The FIA European Rally Championship is set to feature four asphalt events on its exciting roster. Here’s a reminder.
Rally di Roma Capitale, Italy: July 23-25
The progression of this asphalt event from Max Rendina’s Motorsport Italia organisation is impressive. Having first run in 2013, Rally di Roma Capitale made its ERC debut in 2017 as Italy returned to the European championship for the first time in four years when Rallye Sanremo was on the calendar. It proved a big hit and continues to flourish. While COVID-19 restrictions meant no visit to Ostia for the seaside superspecial in 2020, the popular stages around Pico to the far southeast of event hub Fiuggi remained. By also counting as an Italian championship round, local participation is often strong.

Barum Czech Rally Zlín: August 27-29
Part of the ERC schedule since the championship’s streamlining in 2004, Barum Czech Rally Zlín is based in the South Moravian university city, 300 kilometres south of the Czech capital Prague. It is a Tarmac test like no other due to the bumpy and sometimes broken nature of the road surface. To add to the challenge, several stages feature high-speed blasts through forests and intermittent showers are always possible. While the weather might be hard to predict, huge numbers of fans follow the action, especially on the opening night-time Zlín superspecial stage. The long-term ERC rally turns 50 in 2021.

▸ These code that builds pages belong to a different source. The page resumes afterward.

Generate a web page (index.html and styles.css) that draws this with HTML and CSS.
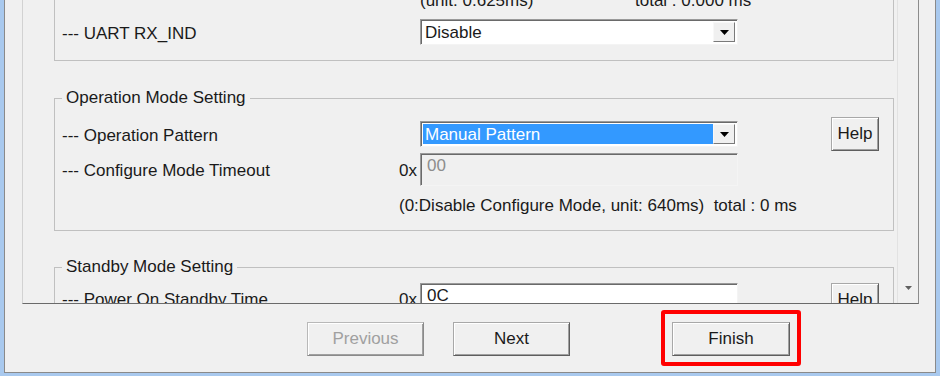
FILE: index.html
```html
<!DOCTYPE html>
<html lang="en">
<head>
    <meta charset="UTF-8">
    <meta name="viewport" content="width=device-width, initial-scale=1.0">
    <title>Setting Wizard</title>
    <link rel="stylesheet" href="styles.css">
</head>
<body>
    <div class="window">
        <div class="dialog">
            <div class="scroll">
                <div class="scroll-content">
                    <fieldset class="group group-cut">
                        <div class="row row-note">
                            <span class="note"><span class="unit">(unit: 0.625ms)</span>total : 0.000 ms</span>
                        </div>
                        <div class="row row-combo">
                            <span class="label">--- UART RX_IND</span>
                            <div class="combo">
                                <span class="combo-value">Disable</span>
                                <span class="combo-btn"><svg width="9" height="5" viewBox="0 0 9 5"><polygon points="0,0 9,0 4.5,5" fill="#000"/></svg></span>
                            </div>
                        </div>
                    </fieldset>

                    <fieldset class="group">
                        <legend>Operation Mode Setting</legend>
                        <div class="row row-first">
                            <span class="label">--- Operation Pattern</span>
                            <div class="combo">
                                <span class="combo-value selected">Manual Pattern</span>
                                <span class="combo-btn"><svg width="9" height="5" viewBox="0 0 9 5"><polygon points="0,0 9,0 4.5,5" fill="#000"/></svg></span>
                            </div>
                            <button class="btn btn-help">Help</button>
                        </div>
                        <div class="row row-edit">
                            <span class="label">--- Configure Mode Timeout</span>
                            <span class="prefix">0x</span>
                            <div class="edit disabled">00</div>
                        </div>
                        <div class="row row-desc">
                            <span class="desc">(0:Disable Configure Mode, unit: 640ms)&nbsp; total : 0 ms</span>
                        </div>
                    </fieldset>

                    <fieldset class="group group-standby">
                        <legend>Standby Mode Setting</legend>
                        <div class="row row-standby">
                            <span class="label">--- Power On Standby Time</span>
                            <span class="prefix">0x</span>
                            <div class="edit">0C</div>
                            <button class="btn btn-help">Help</button>
                        </div>
                    </fieldset>
                </div>
                <div class="scrollbar">
                    <span class="scroll-arrow"><svg width="7" height="4" viewBox="0 0 7 4"><polygon points="0,0 7,0 3.5,4" fill="#606060"/></svg></span>
                </div>
            </div>

            <div class="button-bar">
                <button class="btn btn-nav" disabled>Previous</button>
                <button class="btn btn-nav btn-next">Next</button>
                <div class="highlight">
                    <button class="btn btn-nav btn-finish">Finish</button>
                </div>
            </div>
        </div>
    </div>
</body>
</html>
```

FILE: styles.css
```css
body {
    margin: 0;
    font-family: "Liberation Sans", Arial, sans-serif;
    font-size: 17px;
    line-height: 18px;
    color: #1a1a1a;
    background: #a9c9ee;
}

.window {
    width: 940px;
    height: 376px;
    box-sizing: border-box;
    border: solid #a9c9ee;
    border-width: 0 4px 3px 4px;
}

.dialog {
    height: 372px;
    background: #f0f0f0;
    border: 1px solid #8a8a8a;
    border-top: none;
}

/* scrolled panel */
.scroll {
    display: flex;
    height: 303px;
    margin: 0 16px 0 17px;
    border-left: 1px solid #d2d2d2;
    border-right: 1px solid #8c8c8c;
    border-bottom: 1px solid #6a6a6a;
    overflow: hidden;
}

.scroll-content {
    flex: 1;
    min-width: 0;
    overflow: hidden;
}

.scrollbar {
    width: 20px;
    border-left: 1px solid #e2e2e2;
    display: flex;
    align-items: flex-end;
    justify-content: center;
}

.scroll-arrow {
    display: flex;
    height: 20px;
    padding-top: 3px;
    box-sizing: border-box;
}

/* group boxes */
.group {
    margin: 28px 3px 0 31px;
    padding: 10px 7px 15px 7px;
    border: 1px solid #c0c0c0;
    min-width: 0;
}

.group legend {
    padding: 0 4px;
    line-height: 18px;
}

.group-cut {
    margin-top: 0;
    padding-top: 0;
    border-top: none;
}

.group-standby {
    margin-top: 27px;
    padding-top: 7px;
}

.row {
    display: grid;
    grid-template-columns: 337px 21px 318px 93px 48px;
    align-items: center;
}

.label {
    grid-column: 1;
    padding-top: 3px;
}

.prefix {
    grid-column: 2;
    padding-top: 3px;
}

.row-note {
    margin-top: -8px;
}

.note {
    grid-column: 3 / -1;
}

.unit {
    display: inline-block;
    width: 215px;
}

.row-combo {
    margin-top: 9px;
}

.row-first {
    height: 34px;
}

.row-edit {
    margin-top: 2px;
}

.row-desc {
    margin-top: 11px;
}

.desc {
    grid-column: 2 / -1;
}

.row-standby {
    align-items: start;
}

.row-standby .label,
.row-standby .prefix {
    padding-top: 8px;
}

/* combo box */
.combo {
    grid-column: 3;
    display: flex;
    height: 26px;
    box-sizing: border-box;
    padding: 2px;
    background: #fff;
    border: 1px solid;
    border-color: #9a9a9a #f4f4f4 #f4f4f4 #9a9a9a;
    box-shadow: inset 1px 1px #6a6a6a;
}

.combo-value {
    flex: 1;
    padding: 1px 2px 0;
    line-height: 19px;
}

.combo-value.selected {
    background: #3399ff;
    color: #fff;
}

.combo-btn {
    width: 20px;
    display: flex;
    align-items: center;
    justify-content: center;
    background: #f0f0f0;
    border: 1px solid;
    border-color: #f8f8f8 #7a7a7a #7a7a7a #f8f8f8;
}

/* edit box */
.edit {
    grid-column: 3;
    height: 33px;
    box-sizing: border-box;
    padding: 3px 6px 0;
    background: #fff;
    border: 1px solid;
    border-color: #9a9a9a #f4f4f4 #f4f4f4 #9a9a9a;
    box-shadow: inset 1px 1px #6a6a6a;
}

.edit.disabled {
    background: #f0f0f0;
    color: #8d8d8d;
}

/* buttons */
.btn {
    font-family: inherit;
    font-size: 17px;
    color: #1a1a1a;
    background: #f0f0f0;
    border: 1px solid;
    border-color: #a8a8a8 #5e5e5e #5e5e5e #a8a8a8;
    box-shadow: inset 1px 1px #fff, inset -1px -1px #a0a0a0;
    padding: 0;
    border-radius: 0;
}

.btn:disabled {
    color: #a0a0a0;
    border-color: #b8b8b8 #8a8a8a #8a8a8a #b8b8b8;
}

.btn-help {
    grid-column: 5;
    width: 48px;
    height: 34px;
}

.button-bar {
    display: flex;
    align-items: flex-start;
    padding: 6px 0 0 302px;
}

.btn-nav {
    width: 117px;
    height: 34px;
    margin-top: 12px;
}

.btn-next {
    margin-left: 29px;
}

.highlight {
    margin-left: 91px;
    padding: 8px 7px 6px 7px;
    border: 4px solid #ff0000;
    border-radius: 3px;
}

.btn-finish {
    width: 118px;
    margin-top: 0;
}
```
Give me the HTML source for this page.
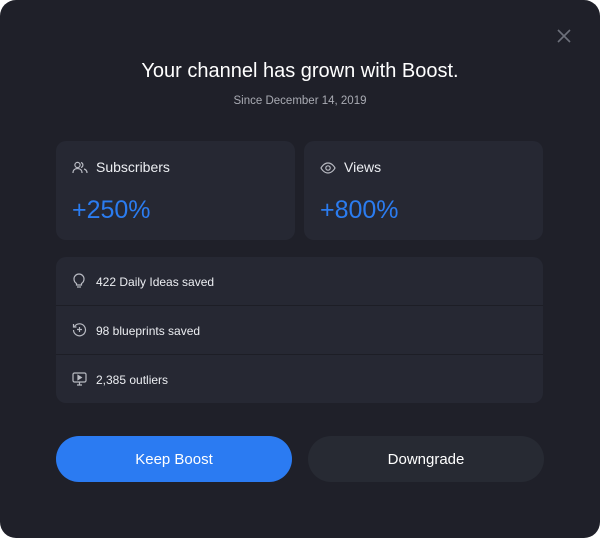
<!DOCTYPE html>
<html><head><style>
html,body{margin:0;padding:0;background:#fff;}
body{width:600px;height:538px;overflow:hidden;font-family:"Liberation Sans",sans-serif;}
.m{position:absolute;left:0;top:0;width:600px;height:538px;background:#1f2029;border-radius:16px;}
.t{position:absolute;top:60px;width:600px;text-align:center;color:#fff;font-size:20px;}
.s{position:absolute;top:95px;width:600px;text-align:center;color:#a9abb3;font-size:11.5px;}
.c{position:absolute;top:141px;width:239px;height:99px;background:#262833;border-radius:10px;}
.c .l{position:absolute;left:40px;top:18px;color:#eceef2;font-size:14px;}
.c .v{position:absolute;left:16px;top:55px;color:#2b7cf0;font-size:25px;}
.c svg{position:absolute;left:16px;top:20px;}
.list{position:absolute;left:56px;top:257px;width:487px;height:146px;background:#262833;border-radius:10px;}
.r{position:absolute;left:0;width:487px;height:49px;}
.r span{position:absolute;left:40px;top:18px;color:#eceef2;font-size:12px;}
.r svg{position:absolute;left:16px;top:16px;}
.d{position:absolute;left:0;width:487px;height:1px;background:#1d1e26;}
.b{position:absolute;top:436px;width:236px;height:46px;border-radius:23px;text-align:center;line-height:48px;color:#fff;font-size:15px;}
</style></head><body>
<div class="m">
<svg style="position:absolute;left:556px;top:28px" width="16" height="16" viewBox="0 0 16 16"><path d="M2 2L14 14M14 2L2 14" stroke="#6d707a" stroke-width="1.6"/></svg>
<div class="t">Your channel has grown with Boost.</div>
<div class="s">Since December 14, 2019</div>
<div class="c" style="left:56px">
<svg width="16" height="14" viewBox="0 0 16 14" fill="none" stroke="#b8bac2" stroke-width="1.2"><circle cx="5.5" cy="4" r="2.6"/><path d="M1 12c0-3 2-4.5 4.5-4.5S10 9 10 12"/><path d="M9 1.5a2.6 2.6 0 010 5M12 8c1.8.5 3 2 3 4"/></svg>
<div class="l">Subscribers</div><div class="v">+250%</div></div>
<div class="c" style="left:304px">
<svg width="16" height="14" viewBox="0 0 16 14" fill="none" stroke="#b8bac2" stroke-width="1.2"><path d="M1 7s2.5-5 7-5 7 5 7 5-2.5 5-7 5-7-5-7-5z"/><circle cx="8" cy="7" r="2.2"/></svg>
<div class="l">Views</div><div class="v">+800%</div></div>
<div class="list">
<div class="r" style="top:0"><svg width="14" height="16" viewBox="0 0 14 16" fill="none" stroke="#b8bac2" stroke-width="1.2"><path d="M4.5 10.5C3 9.5 2 8 2 6a5 5 0 0110 0c0 2-1 3.5-2.5 4.5v1.5h-5z"/><path d="M5 14h4"/></svg><span>422 Daily Ideas saved</span></div>
<div class="d" style="top:48px"></div>
<div class="r" style="top:49px"><svg width="15" height="15" viewBox="0 0 15 15" fill="none" stroke="#b8bac2" stroke-width="1.2"><path d="M2.5 4.5A6 6 0 111.5 8"/><path d="M1.5 2v3h3"/><path d="M7.5 5v5M5 7.5h5"/></svg><span>98 blueprints saved</span></div>
<div class="d" style="top:97px"></div>
<div class="r" style="top:98px"><svg width="15" height="15" viewBox="0 0 15 15" fill="none" stroke="#b8bac2" stroke-width="1.2"><rect x="1" y="2" width="13" height="9" rx="1.5"/><path d="M5 14h5M7.5 11v3"/><path d="M6 4.5v4l3.3-2z" fill="#b8bac2"/></svg><span>2,385 outliers</span></div>
</div>
<div class="b" style="left:56px;background:#2b7bf2">Keep Boost</div>
<div class="b" style="left:308px;background:#272a33">Downgrade</div>
</div>
</body></html>
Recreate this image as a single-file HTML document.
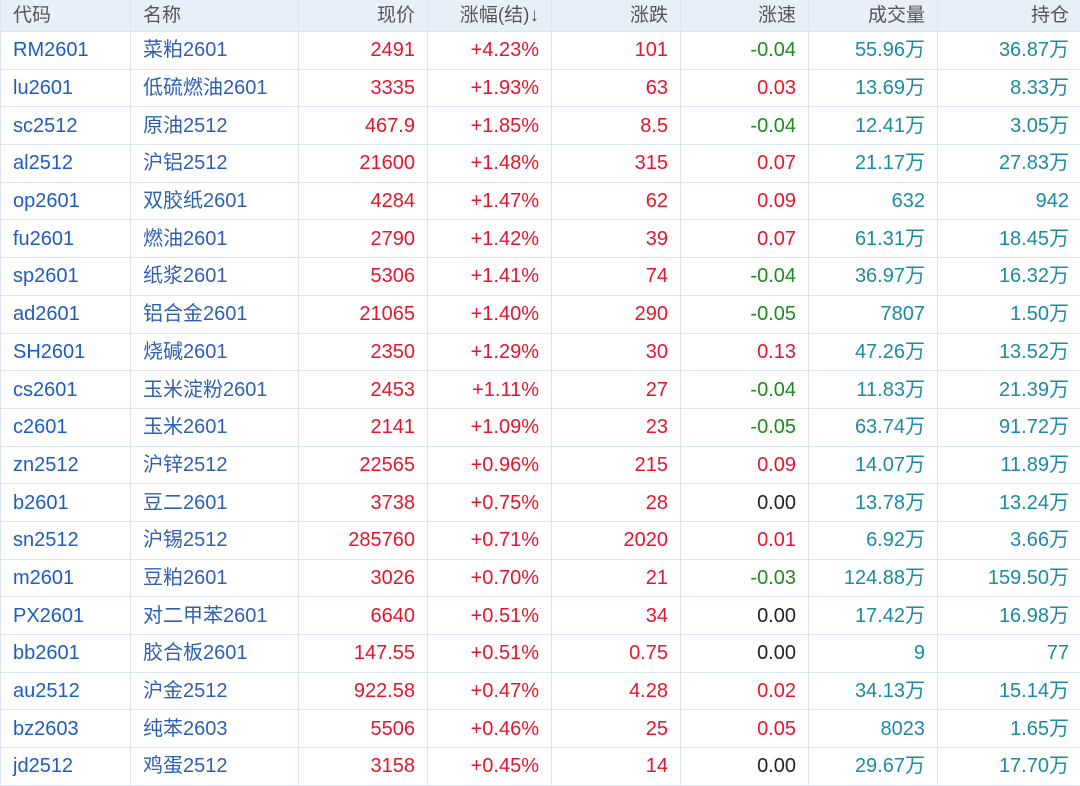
<!DOCTYPE html>
<html><head><meta charset="utf-8"><style>
html,body{margin:0;padding:0;background:#fff;width:1080px;height:786px;overflow:hidden}
table{border-collapse:collapse;table-layout:fixed;width:1081px;font-family:"Liberation Sans","Noto Sans CJK SC",sans-serif;font-size:20px}
td,th{border:1px solid #dbe5f3;padding:0 12px 0 12px;white-space:nowrap;overflow:hidden;text-align:right;height:36.7px;line-height:36px}
th{background:#e9eff8;color:#555;font-weight:normal;height:31px;line-height:30px;font-size:19px}
th.l,td.l{text-align:left}
td.c{color:#1f5cbf}td.n{color:#2f5fb3}
.r{color:#e5162b}.g{color:#1c8a1c}.k{color:#222}.t{color:#1a8aa6}
tr:first-child th{border-top:none}
</style></head><body>
<table>
<colgroup><col style="width:130px"><col style="width:168px"><col style="width:129px"><col style="width:124px"><col style="width:129px"><col style="width:128px"><col style="width:129px"><col style="width:144px"></colgroup>
<tr><th class="l">代码</th><th class="l">名称</th><th>现价</th><th>涨幅(结)↓</th><th>涨跌</th><th>涨速</th><th>成交量</th><th>持仓</th></tr>
<tr><td class="l c">RM2601</td><td class="l n">菜粕2601</td><td class="r">2491</td><td class="r">+4.23%</td><td class="r">101</td><td class="g">-0.04</td><td class="t">55.96万</td><td class="t">36.87万</td></tr>
<tr><td class="l c">lu2601</td><td class="l n">低硫燃油2601</td><td class="r">3335</td><td class="r">+1.93%</td><td class="r">63</td><td class="r">0.03</td><td class="t">13.69万</td><td class="t">8.33万</td></tr>
<tr><td class="l c">sc2512</td><td class="l n">原油2512</td><td class="r">467.9</td><td class="r">+1.85%</td><td class="r">8.5</td><td class="g">-0.04</td><td class="t">12.41万</td><td class="t">3.05万</td></tr>
<tr><td class="l c">al2512</td><td class="l n">沪铝2512</td><td class="r">21600</td><td class="r">+1.48%</td><td class="r">315</td><td class="r">0.07</td><td class="t">21.17万</td><td class="t">27.83万</td></tr>
<tr><td class="l c">op2601</td><td class="l n">双胶纸2601</td><td class="r">4284</td><td class="r">+1.47%</td><td class="r">62</td><td class="r">0.09</td><td class="t">632</td><td class="t">942</td></tr>
<tr><td class="l c">fu2601</td><td class="l n">燃油2601</td><td class="r">2790</td><td class="r">+1.42%</td><td class="r">39</td><td class="r">0.07</td><td class="t">61.31万</td><td class="t">18.45万</td></tr>
<tr><td class="l c">sp2601</td><td class="l n">纸浆2601</td><td class="r">5306</td><td class="r">+1.41%</td><td class="r">74</td><td class="g">-0.04</td><td class="t">36.97万</td><td class="t">16.32万</td></tr>
<tr><td class="l c">ad2601</td><td class="l n">铝合金2601</td><td class="r">21065</td><td class="r">+1.40%</td><td class="r">290</td><td class="g">-0.05</td><td class="t">7807</td><td class="t">1.50万</td></tr>
<tr><td class="l c">SH2601</td><td class="l n">烧碱2601</td><td class="r">2350</td><td class="r">+1.29%</td><td class="r">30</td><td class="r">0.13</td><td class="t">47.26万</td><td class="t">13.52万</td></tr>
<tr><td class="l c">cs2601</td><td class="l n">玉米淀粉2601</td><td class="r">2453</td><td class="r">+1.11%</td><td class="r">27</td><td class="g">-0.04</td><td class="t">11.83万</td><td class="t">21.39万</td></tr>
<tr><td class="l c">c2601</td><td class="l n">玉米2601</td><td class="r">2141</td><td class="r">+1.09%</td><td class="r">23</td><td class="g">-0.05</td><td class="t">63.74万</td><td class="t">91.72万</td></tr>
<tr><td class="l c">zn2512</td><td class="l n">沪锌2512</td><td class="r">22565</td><td class="r">+0.96%</td><td class="r">215</td><td class="r">0.09</td><td class="t">14.07万</td><td class="t">11.89万</td></tr>
<tr><td class="l c">b2601</td><td class="l n">豆二2601</td><td class="r">3738</td><td class="r">+0.75%</td><td class="r">28</td><td class="k">0.00</td><td class="t">13.78万</td><td class="t">13.24万</td></tr>
<tr><td class="l c">sn2512</td><td class="l n">沪锡2512</td><td class="r">285760</td><td class="r">+0.71%</td><td class="r">2020</td><td class="r">0.01</td><td class="t">6.92万</td><td class="t">3.66万</td></tr>
<tr><td class="l c">m2601</td><td class="l n">豆粕2601</td><td class="r">3026</td><td class="r">+0.70%</td><td class="r">21</td><td class="g">-0.03</td><td class="t">124.88万</td><td class="t">159.50万</td></tr>
<tr><td class="l c">PX2601</td><td class="l n">对二甲苯2601</td><td class="r">6640</td><td class="r">+0.51%</td><td class="r">34</td><td class="k">0.00</td><td class="t">17.42万</td><td class="t">16.98万</td></tr>
<tr><td class="l c">bb2601</td><td class="l n">胶合板2601</td><td class="r">147.55</td><td class="r">+0.51%</td><td class="r">0.75</td><td class="k">0.00</td><td class="t">9</td><td class="t">77</td></tr>
<tr><td class="l c">au2512</td><td class="l n">沪金2512</td><td class="r">922.58</td><td class="r">+0.47%</td><td class="r">4.28</td><td class="r">0.02</td><td class="t">34.13万</td><td class="t">15.14万</td></tr>
<tr><td class="l c">bz2603</td><td class="l n">纯苯2603</td><td class="r">5506</td><td class="r">+0.46%</td><td class="r">25</td><td class="r">0.05</td><td class="t">8023</td><td class="t">1.65万</td></tr>
<tr><td class="l c">jd2512</td><td class="l n">鸡蛋2512</td><td class="r">3158</td><td class="r">+0.45%</td><td class="r">14</td><td class="k">0.00</td><td class="t">29.67万</td><td class="t">17.70万</td></tr>
</table>
</body></html>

Rally Hungary: October 22-24
Hungary returned to the ERC for the first time since 2003 with a new sealed-surface event in Nyíregyháza delivering an action-packed 2019 European championship decider, which was settled on the very last stage in Chris Ingram’s favour. While the event in the northeast of the country was effectively brand new for 2018, when it ran as the Nyíregyháza Rally and formed a pilot event for future ERC inclusion, the city and surrounding region were regulars on the national scene in previous years. The stages feature fast and narrow sections, while heavy rain and mud provided an additional challenge in 2019.

Rally Islas Canarias: November 18-20
With the stages climbing and descending at a frequent rate, drivers pay close attention to corner speed and lines to ensure optimal momentum is maintained, while precise car set-up and pacenote accuracy are vital. One of the notable features of the sealed stages is the abrasive surface, constructed partly from volcanic lava. It means grip levels are high and remain constant if it rains, although tyre wear can increase. However, with the opportunity to take ‘cuts’ through corners limited, the roads remain relatively debris-free. Returning to the ERC schedule in 2016, it’s a rally big on challenge and spectator numbers.